Perhaps I could speak a bit about narcissism in general, without naming names ― especially about the kind of narcissistic person that seeks and attracts followers to form some kind of big religious or political movement, with him or her as its supreme leader.

Erich Fromm, famous in the 1960s for “The Art of Loving,” published his first bestseller, “Escape From Freedom,” in the ‘40s, when he witnessed the popularity and the horror of Fascism in Europe. He was a keen observer of the personalities of dictators, whom he saw as narcissistic to the point of psychosis. This kind of narcissist, and Fromm mentions some of the most conspicuous 20th Century dictators as well as Nero and Caligula, has made himself God and the world, to himself. He has made of himself an Idol, and expects and demands total submission and compliance.

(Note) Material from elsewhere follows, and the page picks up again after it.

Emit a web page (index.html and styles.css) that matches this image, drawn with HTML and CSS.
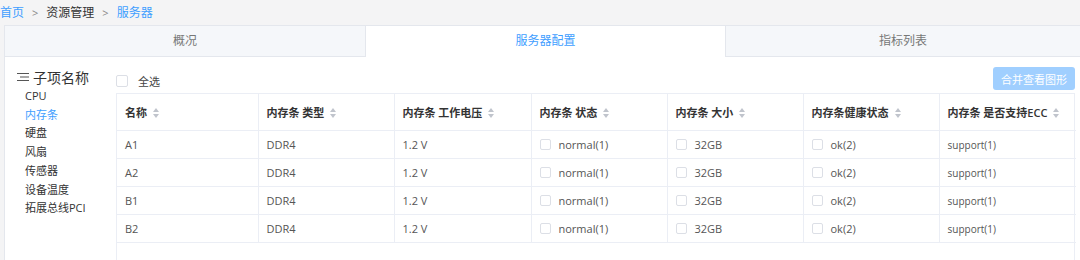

His delusion of infallible omnipotence, however, is his way of completely denying how profoundly unstable his mind really is.  To sustain the extraordinary level of denial he needs to hold the profoundly distorted, self-serving belief that he is always right and never wrong, greater than all others and far above the law and the truth, he needs followers –- millions of them, if possible -– who join him in his delusion. Followers, and observers ― for example, journalists - must keep him more and more hyper-inflated, reflecting back to him, like the Evil Queen’s mirror in the Snow White story, that he is the greatest of them all. Failure to reflect his absolute perfection means banishment from his kingdom, accompanied by excoriating character assassination –- or, in today’s vernacular, smears, threats and lawsuits.

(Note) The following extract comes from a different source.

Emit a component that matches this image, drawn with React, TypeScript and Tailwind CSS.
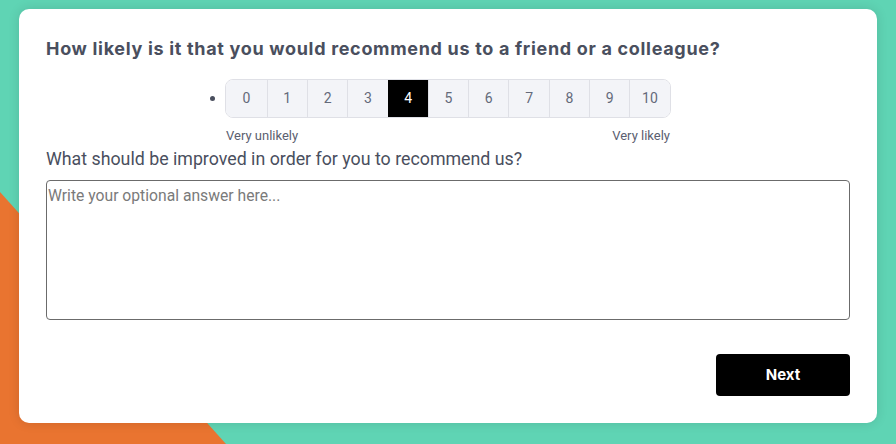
import React, { useState } from 'react';

const SCORES = [0, 1, 2, 3, 4, 5, 6, 7, 8, 9, 10];

export default function App() {
  const [score, setScore] = useState(4);
  const [answer, setAnswer] = useState('');

  return (
    <div className="relative h-[444px] w-[896px] overflow-hidden bg-[#5fd4b4] px-[19px] pt-[9px] font-['Roboto',sans-serif]">
      {/* orange corner behind the card */}
      <svg className="absolute left-0 top-0" width="896" height="444" viewBox="0 0 896 444">
        <polygon points="0,192 226,444 0,444" fill="#e97430" />
      </svg>

      <div className="relative flex h-[414px] flex-col rounded-[10px] bg-white px-[27px] pt-[27px] shadow-[0_0_12px_rgba(0,0,0,0.12)]">
        <h1 className="font-['Inter',sans-serif] text-[18px] leading-[26px] font-bold tracking-[0.68px] text-[#4a4f5e]">
          How likely is it that you would recommend us to a friend or a colleague?
        </h1>

        <div className="mt-[17px] flex flex-col items-center">
          <div className="relative">
            <span className="absolute left-[-15px] top-[17px] h-[5px] w-[5px] rounded-full bg-[#4a4f5e]" />
            <ul className="flex rounded-[8px] border border-[#dfe0e6] text-[#646a7a]">
              {SCORES.map((n, i) => (
                <li key={n} className="flex">
                  <button
                    onClick={() => setScore(n)}
                    className={`h-[37px] w-[40.3px] text-[14px] ${
                      i > 0 ? 'border-l border-[#dfe0e6]' : ''
                    } ${i === 0 ? 'rounded-l-[7px]' : ''} ${i === 10 ? 'rounded-r-[7px]' : ''} ${
                      score === n ? 'border-black bg-black text-white' : 'bg-[#f3f4f8]'
                    }`}
                  >
                    {n}
                  </button>
                </li>
              ))}
            </ul>
          </div>
          <div className="mt-[9px] flex w-[444px] justify-between text-[13px] leading-[18px] text-[#5b6070]">
            <span>Very unlikely</span>
            <span>Very likely</span>
          </div>
        </div>

        <label className="mt-[2px] text-[17.8px] leading-[24px] text-[#4a4f5e]">
          What should be improved in order for you to recommend us?
        </label>
        <textarea
          value={answer}
          onChange={e => setAnswer(e.target.value)}
          placeholder="Write your optional answer here..."
          className="mt-[9px] h-[140px] w-full resize-none rounded-[4px] border border-[#6b6b6b] px-[1px] py-[4px] text-[15.7px] leading-[22px] text-[#333] placeholder:text-[#7a7a7a] outline-none"
        />

        <div className="mt-[34px] flex justify-end">
          <button className="h-[42px] w-[134px] rounded-[4px] bg-black font-['Inter',sans-serif] text-[15px] font-bold text-white">
            Next
          </button>
        </div>
      </div>
    </div>
  );
}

These leaders, sometimes called demagogues, are very similar to the people who lead cults. A part of my psychoanalytic practice has always been dedicated to working with cult survivors, since I began my training in the mental health field shortly after leaving a religious group that was led by a guru whom I came to recognize as an abusive, traumatizing narcissist. When these clients describe the leaders of their various cultic groups to me, I hear again and again of the same characteristics and the same behaviors: The guru is infinitely entitled and grateful to no one; he rewrites history to create a biography that leaves out any trace of his significant misdeeds and failures; he never hesitates to lie for the purpose of self-aggrandizement, and to blame others for his own errors and failures; he is erratic, thin-skinned, belligerent, and constantly involved in attacking and belittling perceived enemies; he persuades followers to see their lives before joining his group as wretched, and he claims exclusive possession of the power to transform follower’s lives in miraculous ways.

Fromm called such people “malignant narcissists,” people out of touch with reality, who exhibit more and more extreme behaviors as the pressures of living up to their delusion of perfection mount, and as they inevitably become exposed to scrutiny and criticism. All too often, enraged by challenges to their fantasy of omnipotence, they lead their followers on to acts of violence, against others or even against themselves. In cults, we have the examples of this horrific violence in the Manson Family, Heaven’s Gate, Jim Jones, and many, many others. When it comes to political leaders, the history of the 20th century, the extreme nationalistic narcissism that proclaims the exclusive validity of one nation and the right to deny life and freedom to members of another; the mass murders perpetrated by its dictators -– this horrific, tragic history is still being written, and still being perpetrated.

Compelled not to name names by my understanding of professional ethics, I will say this: the kind of narcissist I am describing is alive and very unwell today. The racist, homophobic, deeply deceptive and terrifyingly inflammatory rhetoric these people employ is an assault on rational, ethical people in this country and around the world, and it is happening right now, every day. Fans of strongmen like Vladimir Putin, Mafia dons, Mussolini, etc., may find this sort of thing exciting and entertaining. But malignant, traumatizing narcissists are capable of untold destructiveness, the likes of which we have not seen from a political leader in the United States of America –- not yet. Current events, crowds of adherents shouting slogans of death and destruction, are telling us: it can happen here.